Cada aparelho tem dois juízes para avaliar a dificuldade dos exercícios — o que influencia na nota de partida. E mais sete cuidam da execução. Solo, barras e trave ainda contam com mais um juiz que cuida do tempo. Solo e salto sobre a mesa precisam também de juízes de linha.
Não existe restrição em relação à nacionalidade dos árbitros. Até porque eles são espalhados pelos aparelhos.
O que eles avaliam?
A execução dos movimentos, de acordo com o grau de dificuldade de cada exercício. Além disso, as séries têm requisitos específicos para serem cumpridos e movimentos que geram bonificação. Fazer uma série conservadora nem sempre é um bom negócio, porque a nota de partida pode ficar baixa.
E quando há polêmicas
As delegações podem questionar formalmente durante as provas as notas recebidas, tanto sobre a execução quanto a respeito do grau de dificuldade atribuído aos exercícios. Não é garantia de sucesso no aumento da nota, como a delegação brasileira experimentou algumas vezes.
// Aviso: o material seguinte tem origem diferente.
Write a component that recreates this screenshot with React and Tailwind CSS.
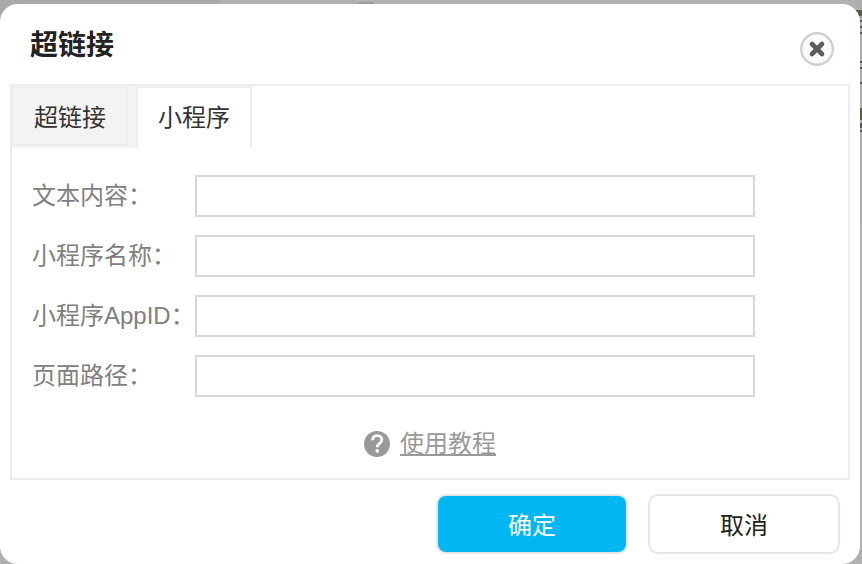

Mas um exemplo de troca de sucesso após recurso foi o bronze dado a Jordan Chiles no solo. O aumento da nota tirou a medalha da Romênia.
A técnica da seleção Iryna Ilyashenko contou como foi a reação a uma das notas polêmicas da competição, a que tirou Rebeca Andrade do pódio na trave.
"Competição é competição, às vezes você sai satisfeito, às vezes não. Mas acho que, nem a Rebeca, nem a gente, ligou muito com a nota. Ela ficou super feliz porque a série foi boa. Então, deu certo. Ficar dentro do ginásio arbitrando às vezes é um pouco diferente, a visão é um pouco diferente. Então a gente não podia julgar."